CFD of flapping wing mav
 
i am trying to do fluid structure interaction of flapping wing mav as part of my final year project of bachelor of aerospace engineering,but before doing fsi i need to do cfd of flapping wing.so please guide me how to do cfd of flapping wing mav

cdegroot November 4, 2012 12:15

What software do you have access to? ANSYS can do FSI. If you have access look up the tutorials and if you have problems post to the appropriate sub forum with a specific question or problem

sultan November 4, 2012 13:50

i am to use ansys or nastran.which one would be better for cfd of flapping wing?

cdegroot November 4, 2012 15:47

I have no experience with Nastran, but Ansys can do FSI. It's a tough problem though. See what you can do with a simplified geometry. If you have problems these forums are a great source of help.

sultan November 5, 2012 04:03

Have you done it before?or has somebody else you know

cdegroot November 5, 2012 07:57

I haven't done a flapping wing nor do I know anyone that has. Do you need to do FSI or can it just be a moving mesh problem? i.e. do you care about the mechanical deformation of the wing and its interaction with the flow or can you assume it is a rigid wing moving in the flow. It's easier if it's just rigid. The hard part is that moving meshes can be less robust when the deformation is large.

sultan November 5, 2012 08:48

Actually i am to do one-way fsi of flapping wing my geometric model will only be wings of the micro air vehicle executing flapping motion.in one-way fsi there is no feedback loop i.e the aerodynamic loads wont change as a result of deformation(if deformations are considered small enough that they dont change the aerodynamics of the body then i think one way fsi is sufficient).can i consider the wing as rigid and run its cfd to find aerodynamic loads and then use those loads to find deformations?would doing cfd of rigid wing executing flapping motion like a bird be easy or doable?

cdegroot November 5, 2012 10:09

I don't want to make too many claims because I am not an expert in FSI; just an occasional user of such models in commercial software.

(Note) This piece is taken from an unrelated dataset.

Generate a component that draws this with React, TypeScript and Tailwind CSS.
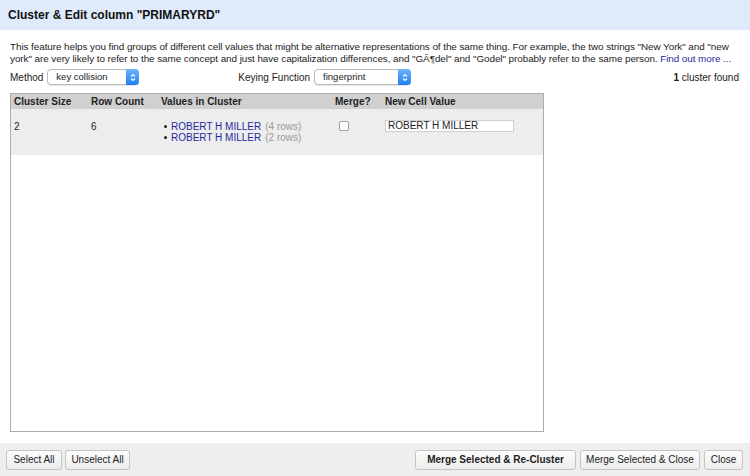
import React from "react";

function Select({ value, width }: { value: string; width: string }) {
  return (
    <div className={`relative h-[16px] ${width} rounded-[4px] border border-[#b9b9b9] bg-white pl-[8px] text-[9.5px] leading-[14px] text-[#222] shadow-[0_1px_1px_rgba(0,0,0,0.1)]`}>
      {value}
      <div className="absolute right-[-1px] top-[-1px] flex h-[16px] w-[13px] items-center justify-center rounded-r-[4px] bg-gradient-to-b from-[#6cb3fa] to-[#1f7cf3]">
        <svg width="6" height="9" viewBox="0 0 6 9">
          <path d="M1 3.5 L3 1.5 L5 3.5" stroke="white" strokeWidth="1.1" fill="none" />
          <path d="M1 5.5 L3 7.5 L5 5.5" stroke="white" strokeWidth="1.1" fill="none" />
        </svg>
      </div>
    </div>
  );
}

function Btn({ children, bold, width }: { children: React.ReactNode; bold?: boolean; width: string }) {
  return (
    <button className={`h-[20px] ${width} rounded-[3px] border border-[#c4c4c4] bg-gradient-to-b from-[#fdfdfd] to-[#ececec] text-[10px] text-[#222] ${bold ? "font-bold" : ""}`}>
      {children}
    </button>
  );
}

export default function App() {
  return (
    <div className="flex h-[476px] w-[750px] flex-col bg-white font-['Liberation_Sans',Arial,sans-serif] text-[10px] text-[#222]">
      <div className="flex h-[30px] items-center bg-[#dfeafb] pl-[8px] text-[12px] font-bold text-[#111]">
        Cluster &amp; Edit column "PRIMARYRD"
      </div>
      <div className="flex flex-1 flex-col px-[10px] pt-[11px]">
        <p className="-mr-[6px] text-[9.9px] leading-[12px] tracking-[-0.06px]">
          This feature helps you find groups of different cell values that might be alternative representations of the same thing. For example, the two strings "New York" and "new york" are very likely to refer to the same concept and just have capitalization differences, and "GÃ¶del" and "Godel" probably refer to the same person.{" "}
          <span className="text-[#1f2b9c]">Find out more ...</span>
        </p>
        <div className="mt-[4px] flex h-[16px] items-center">
          <span>Method</span>
          <div className="ml-[4px]">
            <Select value="key collision" width="w-[92px]" />
          </div>
          <span className="ml-[99px]">Keying Function</span>
          <div className="ml-[4px]">
            <Select value="fingerprint" width="w-[97px]" />
          </div>
          <span className="ml-auto pr-[1px]">
            <b>1</b> cluster found
          </span>
        </div>
        <div className="mt-[8px] h-[339px] w-[534px] border border-[#acacac] bg-white">
          <div className="flex h-[15px] items-center bg-[#d0d0d0] font-bold text-[#222]">
            <div className="w-[80px] pl-[3px]">Cluster Size</div>
            <div className="w-[70px]">Row Count</div>
            <div className="w-[174px]">Values in Cluster</div>
            <div className="w-[50px]">Merge?</div>
            <div>New Cell Value</div>
          </div>
          <div className="flex h-[46px] bg-[#ededed] pt-[12px]">
            <div className="w-[80px] pl-[3px] leading-[11px]">2</div>
            <div className="w-[70px] leading-[11px]">6</div>
            <div className="w-[174px] leading-[11px]">
              <div className="flex items-center">
                <span className="ml-[3px] mr-[4px] inline-block h-[3px] w-[3px] rounded-full bg-[#222]" />
                <span className="text-[#1f2b9c]">ROBERT H MILLER</span>
                <span className="ml-[4px] text-[#9a9a9a]">(4 rows)</span>
              </div>
              <div className="flex items-center">
                <span className="ml-[3px] mr-[4px] inline-block h-[3px] w-[3px] rounded-full bg-[#222]" />
                <span className="text-[#1f2b9c]">ROBERT H MILLER</span>
                <span className="ml-[4px] text-[#9a9a9a]">(2 rows)</span>
              </div>
            </div>
            <div className="w-[50px]">
              <div className="ml-[4px] mt-[0px] h-[10px] w-[10px] rounded-[2px] border border-[#a0a0a0] bg-white" />
            </div>
            <div>
              <div className="-mt-[1px] h-[12px] w-[129px] border border-[#cfcfcf] bg-white pl-[2px] text-[10px] leading-[10px]">
                ROBERT H MILLER
              </div>
            </div>
          </div>
        </div>
      </div>
      <div className="flex h-[33px] items-center bg-[#eeeeee] px-[6px]">
        <Btn width="w-[56px]">Select All</Btn>
        <div className="ml-[3px]">
          <Btn width="w-[65px]">Unselect All</Btn>
        </div>
        <div className="ml-auto mr-[1px] flex gap-[4px]">
          <Btn bold width="w-[161px]">Merge Selected &amp; Re-Cluster</Btn>
          <Btn width="w-[120px]">Merge Selected &amp; Close</Btn>
          <Btn width="w-[39px]">Close</Btn>
        </div>
      </div>
    </div>
  );
}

I would say that if you are interested in the deformations due to the loads you are doing the right thing by choosing one-way FSI. I think this is easier than running the flow calculation followed by a calculation of the deformation.

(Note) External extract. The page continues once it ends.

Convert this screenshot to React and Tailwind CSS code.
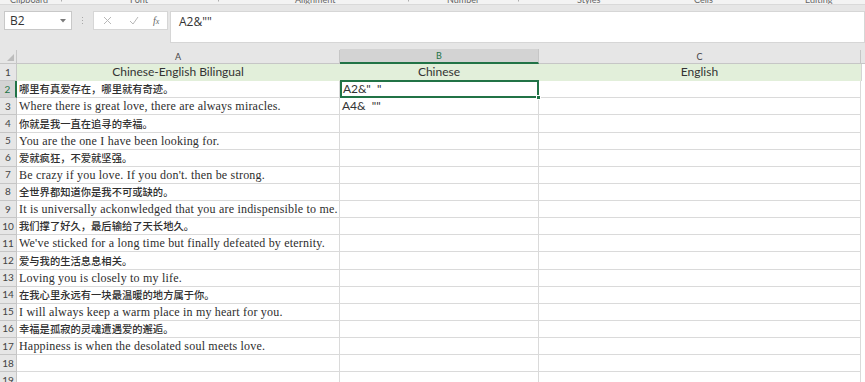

I am hoping someone else can weigh in on your question. I know ANSYS software is capable of running the calculations you mention, I just don't have the experience to say whether it is doable or not.

If you want my opinion, I would not start with the full wing geometry you want to solve in the end. Start with something simpler. Maybe take a cylinder and make it move in the domain to see if you can get that to work. You want something that will run quickly to test the setup before you commit to the final geometry which will probably take a while to run. In CFX there are a few tutorial problems on two-way FSI. Do these first to get familiarized with the program.

sultan November 5, 2012 10:59

Thank you for your help im obliged.as i am new to this forum please guide me how can i attract other experts to answer this post.
Are u a student?which field?

cdegroot November 5, 2012 11:07

You are welcome for the help. For more help, you should post to the sub-forum for the software you are using (i.e. Fluent, CFX, etc.). You will find lots of help there. I read the CFX forum regularly. As for me, I have a PhD in Mechanical Engineering specializing in CFD and am currently working at a University in collaboration with one of the major CFD companies on some development work.

sultan November 6, 2012 09:12

Whats the difference between cfx and fluent?which one would be easier to use in case of my problem?

cdegroot November 6, 2012 09:55

The main difference between CFX and Fluent is that CFX is based on a control volume finite element method (also called vertex centred finite volume method) and Fluent is based on a cell centred finite volume method. Both programs should work for your problem. My preference is CFX because I find that it is more user friendly and I like the coupled solver (Fluent has a coupled solver too, but seems like more people use it's segregated solver). The thing I like best about CFX is the CFX Expression Language which makes it very easy to define custom boundary conditions, source terms, etc. Fluent has User Defined Functions, but they are not as user friendly in my opinion (they require coding and compiling). This is just a personal preference though; Fluent is also a good code.

daldry February 28, 2013 20:01

Hello,

I want to do the same thing! have you found some resources or tutorials!?